TASK INSTRUCTIONS
Exclude the pictures and retype the entries as written.

►

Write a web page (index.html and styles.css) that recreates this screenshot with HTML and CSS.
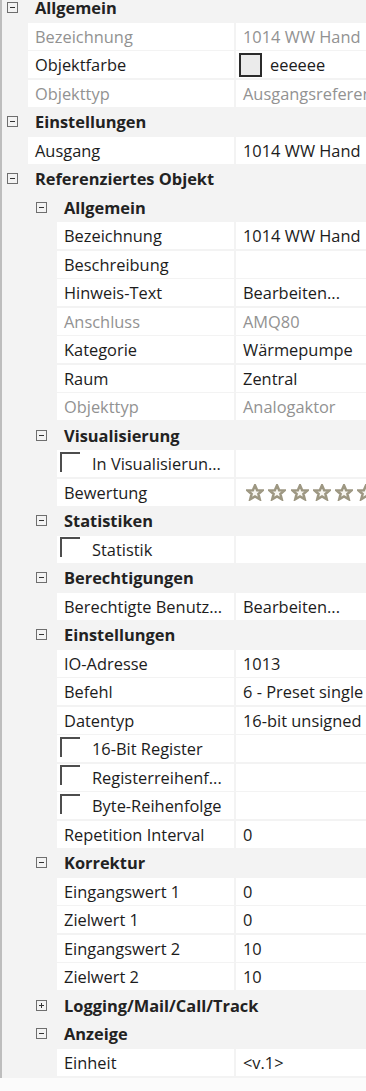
FILE: index.html
```html
<!DOCTYPE html>
<html lang="de">
<head>
<meta charset="utf-8">
<title>Eigenschaften</title>
<link rel="stylesheet" href="styles.css">
</head>
<body>
<div class="grid">
  <div class="grp l0"><span class="tog minus"></span><span class="gt">Allgemein</span></div>
  <div class="prop l1"><div class="n dis">Bezeichnung</div><div class="v dis">1014 WW Hand</div></div>
  <div class="prop l1"><div class="n">Objektfarbe</div><div class="v"><span class="swatch"></span><span class="sw-t">eeeeee</span></div></div>
  <div class="prop l1"><div class="n dis">Objekttyp</div><div class="v dis">Ausgangsreferenz</div></div>

  <div class="grp l0"><span class="tog minus"></span><span class="gt">Einstellungen</span></div>
  <div class="prop l1"><div class="n">Ausgang</div><div class="v">1014 WW Hand</div></div>

  <div class="grp l0"><span class="tog minus"></span><span class="gt">Referenziertes Objekt</span></div>
  <div class="grp l1"><span class="tog minus"></span><span class="gt">Allgemein</span></div>
  <div class="prop l2"><div class="n">Bezeichnung</div><div class="v">1014 WW Hand</div></div>
  <div class="prop l2"><div class="n">Beschreibung</div><div class="v"></div></div>
  <div class="prop l2"><div class="n">Hinweis-Text</div><div class="v">Bearbeiten...</div></div>
  <div class="prop l2"><div class="n dis">Anschluss</div><div class="v dis">AMQ80</div></div>
  <div class="prop l2"><div class="n">Kategorie</div><div class="v">Wärmepumpe</div></div>
  <div class="prop l2"><div class="n">Raum</div><div class="v">Zentral</div></div>
  <div class="prop l2"><div class="n dis">Objekttyp</div><div class="v dis">Analogaktor</div></div>

  <div class="grp l1"><span class="tog minus"></span><span class="gt">Visualisierung</span></div>
  <div class="prop l2"><div class="n cbn"><span class="cb"></span>In Visualisierun...</div><div class="v"></div></div>
  <div class="prop l2"><div class="n">Bewertung</div><div class="v stars">
    <svg class="star" viewBox="0 0 20 19"><polygon points="10,1.5 12.4,7 18.3,7.3 13.8,11.1 15.3,17 10,13.8 4.7,17 6.2,11.1 1.7,7.3 7.6,7"/></svg>
    <svg class="star" viewBox="0 0 20 19"><polygon points="10,1.5 12.4,7 18.3,7.3 13.8,11.1 15.3,17 10,13.8 4.7,17 6.2,11.1 1.7,7.3 7.6,7"/></svg>
    <svg class="star" viewBox="0 0 20 19"><polygon points="10,1.5 12.4,7 18.3,7.3 13.8,11.1 15.3,17 10,13.8 4.7,17 6.2,11.1 1.7,7.3 7.6,7"/></svg>
    <svg class="star" viewBox="0 0 20 19"><polygon points="10,1.5 12.4,7 18.3,7.3 13.8,11.1 15.3,17 10,13.8 4.7,17 6.2,11.1 1.7,7.3 7.6,7"/></svg>
    <svg class="star" viewBox="0 0 20 19"><polygon points="10,1.5 12.4,7 18.3,7.3 13.8,11.1 15.3,17 10,13.8 4.7,17 6.2,11.1 1.7,7.3 7.6,7"/></svg>
    <svg class="star" viewBox="0 0 20 19"><polygon points="10,1.5 12.4,7 18.3,7.3 13.8,11.1 15.3,17 10,13.8 4.7,17 6.2,11.1 1.7,7.3 7.6,7"/></svg>
  </div></div>

  <div class="grp l1"><span class="tog minus"></span><span class="gt">Statistiken</span></div>
  <div class="prop l2"><div class="n cbn"><span class="cb"></span>Statistik</div><div class="v"></div></div>

  <div class="grp l1"><span class="tog minus"></span><span class="gt">Berechtigungen</span></div>
  <div class="prop l2"><div class="n">Berechtigte Benutz...</div><div class="v">Bearbeiten...</div></div>

  <div class="grp l1"><span class="tog minus"></span><span class="gt">Einstellungen</span></div>
  <div class="prop l2"><div class="n">IO-Adresse</div><div class="v">1013</div></div>
  <div class="prop l2"><div class="n">Befehl</div><div class="v">6 - Preset single register</div></div>
  <div class="prop l2"><div class="n">Datentyp</div><div class="v">16-bit unsigned</div></div>
  <div class="prop l2"><div class="n cbn"><span class="cb"></span>16-Bit Register</div><div class="v"></div></div>
  <div class="prop l2"><div class="n cbn"><span class="cb"></span>Registerreihenf...</div><div class="v"></div></div>
  <div class="prop l2"><div class="n cbn"><span class="cb"></span>Byte-Reihenfolge</div><div class="v"></div></div>
  <div class="prop l2"><div class="n">Repetition Interval</div><div class="v">0</div></div>

  <div class="grp l1"><span class="tog minus"></span><span class="gt">Korrektur</span></div>
  <div class="prop l2"><div class="n">Eingangswert 1</div><div class="v">0</div></div>
  <div class="prop l2"><div class="n">Zielwert 1</div><div class="v">0</div></div>
  <div class="prop l2"><div class="n">Eingangswert 2</div><div class="v">10</div></div>
  <div class="prop l2"><div class="n">Zielwert 2</div><div class="v">10</div></div>

  <div class="grp l1"><span class="tog plus"></span><span class="gt">Logging/Mail/Call/Track</span></div>
  <div class="grp l1"><span class="tog minus"></span><span class="gt">Anzeige</span></div>
  <div class="prop l2"><div class="n">Einheit</div><div class="v">&lt;v.1&gt;</div></div>
</div>
</body>
</html>
```
FILE: styles.css
```css
html, body {
  margin: 0;
  padding: 0;
  background: #fbfbfb;
}
body {
  width: 366px;
  height: 1091px;
  overflow: hidden;
  font-family: "Open Sans", "Liberation Sans", sans-serif;
  font-size: 16.4px;
  color: #1c1c1c;
}
.grid {
  margin-top: -5.8px;
  border-left: 2px solid #bdbdbd;
  background: #f3f3f3;
  padding-bottom: 0.3px;
}
.grp, .prop {
  height: 27px;
  margin-bottom: 1.5px;
  white-space: nowrap;
  overflow: hidden;
}
.grp {
  display: flex;
  align-items: center;
  font-weight: 700;
  color: #222;
}
.grp.l0 { padding-left: 5px; }
.grp.l1 { padding-left: 34px; }
.tog {
  flex: none;
  box-sizing: border-box;
  width: 11px;
  height: 11px;
  border: 1px solid #6e6e6e;
  margin-right: 17px;
  position: relative;
}
.tog::before {
  content: "";
  position: absolute;
  left: 2px;
  top: 4px;
  width: 5px;
  height: 1px;
  background: #333;
}
.tog.plus::after {
  content: "";
  position: absolute;
  left: 4px;
  top: 2px;
  width: 1px;
  height: 5px;
  background: #333;
}
.prop {
  display: grid;
  column-gap: 1.5px;
}
.prop.l1 { margin-left: 26px; grid-template-columns: 206px 1fr; }
.prop.l2 { margin-left: 55px; grid-template-columns: 177px 1fr; }
.n, .v {
  background: #fff;
  display: flex;
  align-items: center;
  overflow: hidden;
}
.n { padding-left: 7px; }
.v { padding-left: 7.5px; }
.dis { color: #929292; }
.swatch {
  flex: none;
  box-sizing: border-box;
  width: 23px;
  height: 24px;
  border: 2px solid #2b2b2b;
  background: #ebebeb;
  margin-left: -4px;
  margin-right: 8px;
}
.cbn { padding-left: 3px; }
.cb {
  flex: none;
  box-sizing: border-box;
  width: 20px;
  height: 20px;
  border-top: 2px solid #4d4d4d;
  border-left: 2px solid #4d4d4d;
  align-self: flex-start;
  margin-top: 1.5px;
  margin-right: 12px;
}
.stars {
  gap: 4.3px;
  padding-left: 10.5px;
}
.star {
  flex: none;
  width: 18px;
  height: 17px;
}
.star polygon {
  fill: #f7f6f1;
  stroke: #9d9782;
  stroke-width: 2.8;
  stroke-linejoin: miter;
}
```
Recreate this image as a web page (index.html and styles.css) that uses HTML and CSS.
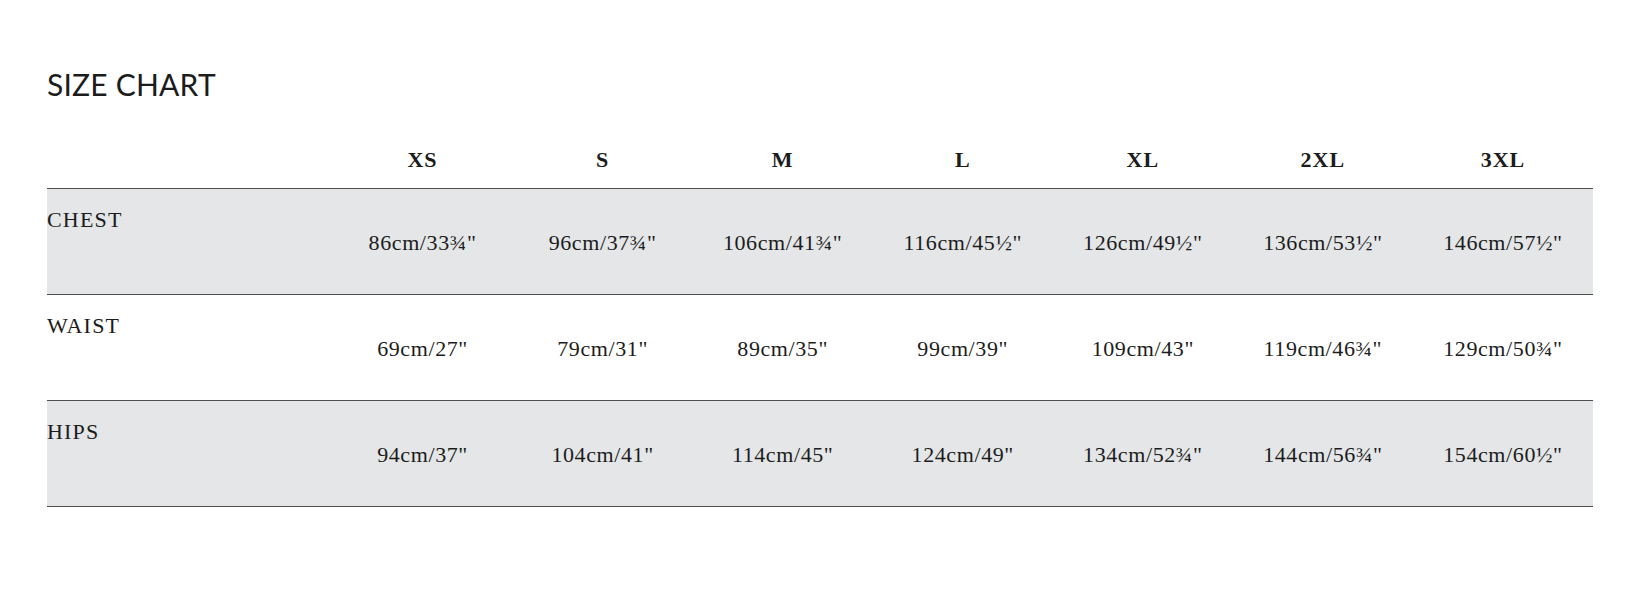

◄

COMPLETE RESPONSE
Write a web page (index.html and styles.css) that recreates this screenshot with HTML and CSS.
FILE: index.html
```html
<!DOCTYPE html>
<html lang="de">
<head>
<meta charset="utf-8">
<title>Eigenschaften</title>
<link rel="stylesheet" href="styles.css">
</head>
<body>
<div class="grid">
  <div class="grp l0"><span class="tog minus"></span><span class="gt">Allgemein</span></div>
  <div class="prop l1"><div class="n dis">Bezeichnung</div><div class="v dis">1014 WW Hand</div></div>
  <div class="prop l1"><div class="n">Objektfarbe</div><div class="v"><span class="swatch"></span><span class="sw-t">eeeeee</span></div></div>
  <div class="prop l1"><div class="n dis">Objekttyp</div><div class="v dis">Ausgangsreferenz</div></div>

  <div class="grp l0"><span class="tog minus"></span><span class="gt">Einstellungen</span></div>
  <div class="prop l1"><div class="n">Ausgang</div><div class="v">1014 WW Hand</div></div>

  <div class="grp l0"><span class="tog minus"></span><span class="gt">Referenziertes Objekt</span></div>
  <div class="grp l1"><span class="tog minus"></span><span class="gt">Allgemein</span></div>
  <div class="prop l2"><div class="n">Bezeichnung</div><div class="v">1014 WW Hand</div></div>
  <div class="prop l2"><div class="n">Beschreibung</div><div class="v"></div></div>
  <div class="prop l2"><div class="n">Hinweis-Text</div><div class="v">Bearbeiten...</div></div>
  <div class="prop l2"><div class="n dis">Anschluss</div><div class="v dis">AMQ80</div></div>
  <div class="prop l2"><div class="n">Kategorie</div><div class="v">Wärmepumpe</div></div>
  <div class="prop l2"><div class="n">Raum</div><div class="v">Zentral</div></div>
  <div class="prop l2"><div class="n dis">Objekttyp</div><div class="v dis">Analogaktor</div></div>

  <div class="grp l1"><span class="tog minus"></span><span class="gt">Visualisierung</span></div>
  <div class="prop l2"><div class="n cbn"><span class="cb"></span>In Visualisierun...</div><div class="v"></div></div>
  <div class="prop l2"><div class="n">Bewertung</div><div class="v stars">
    <svg class="star" viewBox="0 0 20 19"><polygon points="10,1.5 12.4,7 18.3,7.3 13.8,11.1 15.3,17 10,13.8 4.7,17 6.2,11.1 1.7,7.3 7.6,7"/></svg>
    <svg class="star" viewBox="0 0 20 19"><polygon points="10,1.5 12.4,7 18.3,7.3 13.8,11.1 15.3,17 10,13.8 4.7,17 6.2,11.1 1.7,7.3 7.6,7"/></svg>
    <svg class="star" viewBox="0 0 20 19"><polygon points="10,1.5 12.4,7 18.3,7.3 13.8,11.1 15.3,17 10,13.8 4.7,17 6.2,11.1 1.7,7.3 7.6,7"/></svg>
    <svg class="star" viewBox="0 0 20 19"><polygon points="10,1.5 12.4,7 18.3,7.3 13.8,11.1 15.3,17 10,13.8 4.7,17 6.2,11.1 1.7,7.3 7.6,7"/></svg>
    <svg class="star" viewBox="0 0 20 19"><polygon points="10,1.5 12.4,7 18.3,7.3 13.8,11.1 15.3,17 10,13.8 4.7,17 6.2,11.1 1.7,7.3 7.6,7"/></svg>
    <svg class="star" viewBox="0 0 20 19"><polygon points="10,1.5 12.4,7 18.3,7.3 13.8,11.1 15.3,17 10,13.8 4.7,17 6.2,11.1 1.7,7.3 7.6,7"/></svg>
  </div></div>

  <div class="grp l1"><span class="tog minus"></span><span class="gt">Statistiken</span></div>
  <div class="prop l2"><div class="n cbn"><span class="cb"></span>Statistik</div><div class="v"></div></div>

  <div class="grp l1"><span class="tog minus"></span><span class="gt">Berechtigungen</span></div>
  <div class="prop l2"><div class="n">Berechtigte Benutz...</div><div class="v">Bearbeiten...</div></div>

  <div class="grp l1"><span class="tog minus"></span><span class="gt">Einstellungen</span></div>
  <div class="prop l2"><div class="n">IO-Adresse</div><div class="v">1013</div></div>
  <div class="prop l2"><div class="n">Befehl</div><div class="v">6 - Preset single register</div></div>
  <div class="prop l2"><div class="n">Datentyp</div><div class="v">16-bit unsigned</div></div>
  <div class="prop l2"><div class="n cbn"><span class="cb"></span>16-Bit Register</div><div class="v"></div></div>
  <div class="prop l2"><div class="n cbn"><span class="cb"></span>Registerreihenf...</div><div class="v"></div></div>
  <div class="prop l2"><div class="n cbn"><span class="cb"></span>Byte-Reihenfolge</div><div class="v"></div></div>
  <div class="prop l2"><div class="n">Repetition Interval</div><div class="v">0</div></div>

  <div class="grp l1"><span class="tog minus"></span><span class="gt">Korrektur</span></div>
  <div class="prop l2"><div class="n">Eingangswert 1</div><div class="v">0</div></div>
  <div class="prop l2"><div class="n">Zielwert 1</div><div class="v">0</div></div>
  <div class="prop l2"><div class="n">Eingangswert 2</div><div class="v">10</div></div>
  <div class="prop l2"><div class="n">Zielwert 2</div><div class="v">10</div></div>

  <div class="grp l1"><span class="tog plus"></span><span class="gt">Logging/Mail/Call/Track</span></div>
  <div class="grp l1"><span class="tog minus"></span><span class="gt">Anzeige</span></div>
  <div class="prop l2"><div class="n">Einheit</div><div class="v">&lt;v.1&gt;</div></div>
</div>
</body>
</html>
```
FILE: styles.css
```css
html, body {
  margin: 0;
  padding: 0;
  background: #fbfbfb;
}
body {
  width: 366px;
  height: 1091px;
  overflow: hidden;
  font-family: "Open Sans", "Liberation Sans", sans-serif;
  font-size: 16.4px;
  color: #1c1c1c;
}
.grid {
  margin-top: -5.8px;
  border-left: 2px solid #bdbdbd;
  background: #f3f3f3;
  padding-bottom: 0.3px;
}
.grp, .prop {
  height: 27px;
  margin-bottom: 1.5px;
  white-space: nowrap;
  overflow: hidden;
}
.grp {
  display: flex;
  align-items: center;
  font-weight: 700;
  color: #222;
}
.grp.l0 { padding-left: 5px; }
.grp.l1 { padding-left: 34px; }
.tog {
  flex: none;
  box-sizing: border-box;
  width: 11px;
  height: 11px;
  border: 1px solid #6e6e6e;
  margin-right: 17px;
  position: relative;
}
.tog::before {
  content: "";
  position: absolute;
  left: 2px;
  top: 4px;
  width: 5px;
  height: 1px;
  background: #333;
}
.tog.plus::after {
  content: "";
  position: absolute;
  left: 4px;
  top: 2px;
  width: 1px;
  height: 5px;
  background: #333;
}
.prop {
  display: grid;
  column-gap: 1.5px;
}
.prop.l1 { margin-left: 26px; grid-template-columns: 206px 1fr; }
.prop.l2 { margin-left: 55px; grid-template-columns: 177px 1fr; }
.n, .v {
  background: #fff;
  display: flex;
  align-items: center;
  overflow: hidden;
}
.n { padding-left: 7px; }
.v { padding-left: 7.5px; }
.dis { color: #929292; }
.swatch {
  flex: none;
  box-sizing: border-box;
  width: 23px;
  height: 24px;
  border: 2px solid #2b2b2b;
  background: #ebebeb;
  margin-left: -4px;
  margin-right: 8px;
}
.cbn { padding-left: 3px; }
.cb {
  flex: none;
  box-sizing: border-box;
  width: 20px;
  height: 20px;
  border-top: 2px solid #4d4d4d;
  border-left: 2px solid #4d4d4d;
  align-self: flex-start;
  margin-top: 1.5px;
  margin-right: 12px;
}
.stars {
  gap: 4.3px;
  padding-left: 10.5px;
}
.star {
  flex: none;
  width: 18px;
  height: 17px;
}
.star polygon {
  fill: #f7f6f1;
  stroke: #9d9782;
  stroke-width: 2.8;
  stroke-linejoin: miter;
}
```
Recreate this image as a web page (index.html and styles.css) that uses HTML and CSS.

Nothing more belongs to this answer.